What type of "sinners prayer" do i use to convert someone to Catholicism?

Many online protestant evangelists get people to recite the “sinners prayer” when someone wants to become a christian. It goes something like this:

“Father, I know that I have broken your laws and my sins have separated me from you. I am truly sorry, and now I want to turn away from my past sinful life toward you. Please forgive me, and help me avoid sinning again. I believe that your son, Jesus Christ died for my sins, was resurrected from the dead, is alive, and hears my prayer. I invite Jesus to become the Lord of my life, to rule and reign in my heart from this day forward. Amen.”

Now, if Protestants believe people can be saved alone by faith in Jesus (and Catholics believe in faith in Jesus + good works or is it repentance?) how do i alter the above prayer for converting someone to Catholicism?
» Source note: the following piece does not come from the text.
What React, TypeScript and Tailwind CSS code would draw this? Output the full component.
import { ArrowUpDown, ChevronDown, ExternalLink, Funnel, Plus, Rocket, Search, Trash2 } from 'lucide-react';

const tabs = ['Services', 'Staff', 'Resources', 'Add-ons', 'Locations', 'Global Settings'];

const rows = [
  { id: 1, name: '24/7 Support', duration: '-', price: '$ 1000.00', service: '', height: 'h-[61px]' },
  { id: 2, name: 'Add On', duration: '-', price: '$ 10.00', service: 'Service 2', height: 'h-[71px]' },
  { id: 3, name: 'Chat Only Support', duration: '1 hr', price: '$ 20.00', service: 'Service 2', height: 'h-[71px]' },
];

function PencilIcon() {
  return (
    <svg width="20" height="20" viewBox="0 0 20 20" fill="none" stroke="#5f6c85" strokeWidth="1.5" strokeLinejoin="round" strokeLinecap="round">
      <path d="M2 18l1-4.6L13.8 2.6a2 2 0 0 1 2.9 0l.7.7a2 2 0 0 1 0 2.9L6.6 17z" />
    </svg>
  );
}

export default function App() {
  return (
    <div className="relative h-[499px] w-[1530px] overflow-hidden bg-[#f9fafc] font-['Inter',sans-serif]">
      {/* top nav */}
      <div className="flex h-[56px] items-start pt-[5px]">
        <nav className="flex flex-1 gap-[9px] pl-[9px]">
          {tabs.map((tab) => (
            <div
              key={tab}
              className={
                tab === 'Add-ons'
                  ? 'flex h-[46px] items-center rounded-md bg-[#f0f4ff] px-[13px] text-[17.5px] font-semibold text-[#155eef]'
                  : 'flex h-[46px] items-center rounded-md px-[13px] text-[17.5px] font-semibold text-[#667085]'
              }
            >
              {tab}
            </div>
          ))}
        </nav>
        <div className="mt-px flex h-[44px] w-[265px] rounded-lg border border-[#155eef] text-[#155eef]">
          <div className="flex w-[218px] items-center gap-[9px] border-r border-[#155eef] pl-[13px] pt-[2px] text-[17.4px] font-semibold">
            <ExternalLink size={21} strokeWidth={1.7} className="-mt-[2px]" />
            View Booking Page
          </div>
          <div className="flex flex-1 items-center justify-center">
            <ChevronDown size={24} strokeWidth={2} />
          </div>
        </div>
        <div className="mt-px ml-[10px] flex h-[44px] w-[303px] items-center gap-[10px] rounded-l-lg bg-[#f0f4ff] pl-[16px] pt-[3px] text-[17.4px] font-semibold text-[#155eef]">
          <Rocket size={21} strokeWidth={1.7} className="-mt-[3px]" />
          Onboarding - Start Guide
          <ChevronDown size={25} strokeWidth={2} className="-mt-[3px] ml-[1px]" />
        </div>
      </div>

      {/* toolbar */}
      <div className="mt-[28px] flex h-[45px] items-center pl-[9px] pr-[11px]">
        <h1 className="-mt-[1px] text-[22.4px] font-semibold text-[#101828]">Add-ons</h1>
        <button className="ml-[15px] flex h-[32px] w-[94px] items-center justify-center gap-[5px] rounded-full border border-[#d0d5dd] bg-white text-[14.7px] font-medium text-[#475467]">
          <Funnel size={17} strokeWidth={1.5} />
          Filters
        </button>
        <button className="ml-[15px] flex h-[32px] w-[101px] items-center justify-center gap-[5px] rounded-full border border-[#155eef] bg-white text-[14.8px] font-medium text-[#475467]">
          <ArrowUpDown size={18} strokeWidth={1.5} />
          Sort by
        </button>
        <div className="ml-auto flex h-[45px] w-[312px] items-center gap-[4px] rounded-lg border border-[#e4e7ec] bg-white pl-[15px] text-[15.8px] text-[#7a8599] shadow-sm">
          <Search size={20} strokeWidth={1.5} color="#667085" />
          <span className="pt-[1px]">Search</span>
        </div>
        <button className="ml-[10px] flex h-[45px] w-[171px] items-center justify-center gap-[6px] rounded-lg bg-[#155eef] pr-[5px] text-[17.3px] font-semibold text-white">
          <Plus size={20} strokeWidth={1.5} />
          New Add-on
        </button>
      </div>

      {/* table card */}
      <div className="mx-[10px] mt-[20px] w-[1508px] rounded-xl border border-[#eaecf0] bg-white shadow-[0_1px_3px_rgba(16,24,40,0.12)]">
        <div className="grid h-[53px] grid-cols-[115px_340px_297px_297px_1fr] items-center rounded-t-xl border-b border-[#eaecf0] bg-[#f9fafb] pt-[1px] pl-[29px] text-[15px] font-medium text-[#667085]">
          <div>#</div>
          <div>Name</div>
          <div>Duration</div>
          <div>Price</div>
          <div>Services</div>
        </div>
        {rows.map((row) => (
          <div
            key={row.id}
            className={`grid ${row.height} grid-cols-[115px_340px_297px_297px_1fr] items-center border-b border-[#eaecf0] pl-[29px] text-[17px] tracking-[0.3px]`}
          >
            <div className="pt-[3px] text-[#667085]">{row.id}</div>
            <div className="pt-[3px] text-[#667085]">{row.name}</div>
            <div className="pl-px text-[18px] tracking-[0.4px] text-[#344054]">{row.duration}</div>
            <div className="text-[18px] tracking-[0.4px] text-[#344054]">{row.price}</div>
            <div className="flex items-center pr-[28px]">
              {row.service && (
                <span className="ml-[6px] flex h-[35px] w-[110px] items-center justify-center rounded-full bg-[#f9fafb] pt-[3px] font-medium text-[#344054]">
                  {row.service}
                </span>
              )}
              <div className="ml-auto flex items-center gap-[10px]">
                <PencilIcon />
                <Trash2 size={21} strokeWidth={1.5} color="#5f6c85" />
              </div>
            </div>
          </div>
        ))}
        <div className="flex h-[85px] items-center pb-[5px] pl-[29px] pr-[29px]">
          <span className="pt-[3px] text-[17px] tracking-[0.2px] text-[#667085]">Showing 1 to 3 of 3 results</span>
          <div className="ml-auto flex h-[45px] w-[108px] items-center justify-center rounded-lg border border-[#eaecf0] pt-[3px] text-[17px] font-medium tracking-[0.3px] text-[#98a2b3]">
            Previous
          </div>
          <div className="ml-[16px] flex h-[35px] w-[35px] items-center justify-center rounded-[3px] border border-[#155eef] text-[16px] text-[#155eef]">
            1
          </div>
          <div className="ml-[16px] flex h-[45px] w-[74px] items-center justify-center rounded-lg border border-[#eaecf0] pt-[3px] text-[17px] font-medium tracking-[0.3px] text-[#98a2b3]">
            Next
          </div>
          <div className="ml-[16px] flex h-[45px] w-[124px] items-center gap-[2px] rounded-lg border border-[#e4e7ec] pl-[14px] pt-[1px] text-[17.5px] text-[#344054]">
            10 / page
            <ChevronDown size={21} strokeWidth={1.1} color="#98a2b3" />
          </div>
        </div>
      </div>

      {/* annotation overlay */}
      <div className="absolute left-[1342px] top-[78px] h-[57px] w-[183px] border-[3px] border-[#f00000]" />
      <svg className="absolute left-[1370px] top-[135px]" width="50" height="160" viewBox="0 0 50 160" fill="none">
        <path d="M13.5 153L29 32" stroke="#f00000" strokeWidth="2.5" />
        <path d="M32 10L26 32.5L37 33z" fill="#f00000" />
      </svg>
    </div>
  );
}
What do i add in?

In addition to saying you must believe in jesus and accept him as your savior …do I add in something like: “You must repent” or “You must also do good works”. Whats the best way to phrase this?

I know a “sinners prayer” is not a magic bullet or an alternative to being baptized, but i want to put it into words for the person what they must now do if they are to consider themselves a true christian as Jesus would want them to be. Whats the best way to phrase it in words?
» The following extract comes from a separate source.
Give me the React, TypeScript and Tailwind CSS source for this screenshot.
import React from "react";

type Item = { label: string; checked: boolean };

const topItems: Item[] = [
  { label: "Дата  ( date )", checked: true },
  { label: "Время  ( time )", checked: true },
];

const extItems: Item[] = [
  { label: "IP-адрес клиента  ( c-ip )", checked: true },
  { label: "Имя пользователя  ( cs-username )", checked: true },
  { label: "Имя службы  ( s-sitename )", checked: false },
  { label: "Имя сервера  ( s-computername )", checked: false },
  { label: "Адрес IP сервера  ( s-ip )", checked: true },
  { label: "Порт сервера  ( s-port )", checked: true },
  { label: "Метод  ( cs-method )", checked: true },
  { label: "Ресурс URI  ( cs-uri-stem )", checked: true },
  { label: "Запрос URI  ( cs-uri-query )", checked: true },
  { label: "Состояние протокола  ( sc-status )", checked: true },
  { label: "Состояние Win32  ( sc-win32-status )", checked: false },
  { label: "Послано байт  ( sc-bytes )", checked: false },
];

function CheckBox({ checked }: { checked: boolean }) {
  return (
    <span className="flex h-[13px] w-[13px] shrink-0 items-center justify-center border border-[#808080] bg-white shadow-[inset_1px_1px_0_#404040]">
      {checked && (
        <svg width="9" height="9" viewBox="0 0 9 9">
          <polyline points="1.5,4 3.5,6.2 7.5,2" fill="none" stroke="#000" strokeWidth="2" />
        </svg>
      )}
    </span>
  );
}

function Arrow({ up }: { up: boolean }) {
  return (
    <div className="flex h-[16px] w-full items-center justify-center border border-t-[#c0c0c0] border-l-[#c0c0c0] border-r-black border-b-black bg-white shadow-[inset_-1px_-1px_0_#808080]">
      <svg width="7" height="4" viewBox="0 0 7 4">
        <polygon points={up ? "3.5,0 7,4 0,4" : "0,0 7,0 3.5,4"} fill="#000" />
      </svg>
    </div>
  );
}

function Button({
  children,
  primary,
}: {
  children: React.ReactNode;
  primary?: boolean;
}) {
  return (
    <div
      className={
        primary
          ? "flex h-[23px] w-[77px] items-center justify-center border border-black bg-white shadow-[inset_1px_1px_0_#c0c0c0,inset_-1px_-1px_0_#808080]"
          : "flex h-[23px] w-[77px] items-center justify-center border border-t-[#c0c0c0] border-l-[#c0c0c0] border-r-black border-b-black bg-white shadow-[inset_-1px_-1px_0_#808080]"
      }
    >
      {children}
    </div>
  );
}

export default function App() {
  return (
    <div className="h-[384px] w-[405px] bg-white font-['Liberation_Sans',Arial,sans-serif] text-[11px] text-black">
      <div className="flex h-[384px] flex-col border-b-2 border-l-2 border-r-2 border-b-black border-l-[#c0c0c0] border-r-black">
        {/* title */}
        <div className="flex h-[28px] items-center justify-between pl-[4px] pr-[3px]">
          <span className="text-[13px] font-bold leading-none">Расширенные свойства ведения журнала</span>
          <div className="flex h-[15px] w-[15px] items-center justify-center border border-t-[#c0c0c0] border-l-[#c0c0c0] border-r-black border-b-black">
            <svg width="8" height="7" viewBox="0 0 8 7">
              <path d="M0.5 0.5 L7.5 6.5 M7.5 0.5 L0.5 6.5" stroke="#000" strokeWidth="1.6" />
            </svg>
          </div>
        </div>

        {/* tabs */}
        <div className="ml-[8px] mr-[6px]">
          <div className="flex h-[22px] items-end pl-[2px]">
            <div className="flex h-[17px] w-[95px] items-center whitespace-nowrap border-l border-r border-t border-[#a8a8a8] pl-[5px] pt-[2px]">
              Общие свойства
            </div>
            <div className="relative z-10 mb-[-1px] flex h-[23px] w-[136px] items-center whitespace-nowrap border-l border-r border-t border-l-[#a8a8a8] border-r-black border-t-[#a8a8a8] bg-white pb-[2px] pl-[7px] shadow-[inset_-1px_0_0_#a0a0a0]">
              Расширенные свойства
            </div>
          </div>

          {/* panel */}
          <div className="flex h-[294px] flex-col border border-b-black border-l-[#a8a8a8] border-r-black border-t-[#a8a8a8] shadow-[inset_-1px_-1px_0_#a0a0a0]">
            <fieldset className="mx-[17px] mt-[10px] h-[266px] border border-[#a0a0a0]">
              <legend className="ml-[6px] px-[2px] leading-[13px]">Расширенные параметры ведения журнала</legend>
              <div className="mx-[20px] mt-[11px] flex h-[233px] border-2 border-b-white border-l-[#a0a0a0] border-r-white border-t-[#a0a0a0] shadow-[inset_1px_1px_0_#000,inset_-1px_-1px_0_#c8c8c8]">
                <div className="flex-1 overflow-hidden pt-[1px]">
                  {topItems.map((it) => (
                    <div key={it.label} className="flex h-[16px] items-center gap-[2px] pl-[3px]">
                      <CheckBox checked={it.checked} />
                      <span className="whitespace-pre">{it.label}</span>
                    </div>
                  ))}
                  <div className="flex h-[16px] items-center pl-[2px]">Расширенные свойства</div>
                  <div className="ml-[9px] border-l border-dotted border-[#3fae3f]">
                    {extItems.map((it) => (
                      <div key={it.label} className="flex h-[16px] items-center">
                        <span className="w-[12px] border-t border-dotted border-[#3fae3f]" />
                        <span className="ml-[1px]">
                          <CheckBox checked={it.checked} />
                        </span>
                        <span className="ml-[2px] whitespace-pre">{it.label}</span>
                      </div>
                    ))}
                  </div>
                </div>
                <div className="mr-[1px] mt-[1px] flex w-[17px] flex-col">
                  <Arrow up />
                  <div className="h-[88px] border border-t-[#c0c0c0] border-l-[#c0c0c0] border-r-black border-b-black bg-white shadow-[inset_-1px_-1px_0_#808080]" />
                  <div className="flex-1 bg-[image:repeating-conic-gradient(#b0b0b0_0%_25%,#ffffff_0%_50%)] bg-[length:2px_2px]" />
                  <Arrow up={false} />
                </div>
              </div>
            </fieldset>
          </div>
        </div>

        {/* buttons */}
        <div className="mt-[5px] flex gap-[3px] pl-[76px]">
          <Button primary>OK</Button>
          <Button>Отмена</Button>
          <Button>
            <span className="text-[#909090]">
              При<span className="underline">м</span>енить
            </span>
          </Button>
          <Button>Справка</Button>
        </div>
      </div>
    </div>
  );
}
There is no single golden phrase that makes one Catholic. Catholics are formed in the faith, not brought in using a one sentence formula. If you know someone who is interested the Church/being Catholic you should encourage him to talk to his local parish about entering RCIA. In RCIA he will learn about the faith and discern if being Catholic is what he should do. Most people go through the entire program as either catechumens (unbaptized people wishing to be Catholic) or as candidates (persons baptized in other Christian ecclesial communities who wish to be Catholic).

As Della alluded to, the magic phrase would be, “How can I join the RCIA?” To have its fullest effect, this magic phrase must be spoken to a priest or employee at the nearest local parish. :wink:

What we look for in potential Catholics is their regularity in attending Sunday Mass, evidence of an active prayer life, their willingness to believe what the Church teaches without picking and choosing what they like or don’t like, and a willingness to undergo the Rites and other processes involved with the RCIA.

People who are still discerning whether they want to become Catholic are also welcome to join the RCIA, with no expectation that they “have to” become Catholic at the end of it.

But before i can get them to even consider going to a church, i’ll need to tell them what they will need to do to be considered a true catholic. I need 1 or 2 sentences to sum up the basic principle of what a catholic is (before they then go and do their more in depth research).

Will i tell them something like: “You must accept Jesus as your savior, and repent from your sins”. Is that a good summation of Catholicism? I know this doesn’t cover all of being a Catholic, but i’m talking about a simple summation here.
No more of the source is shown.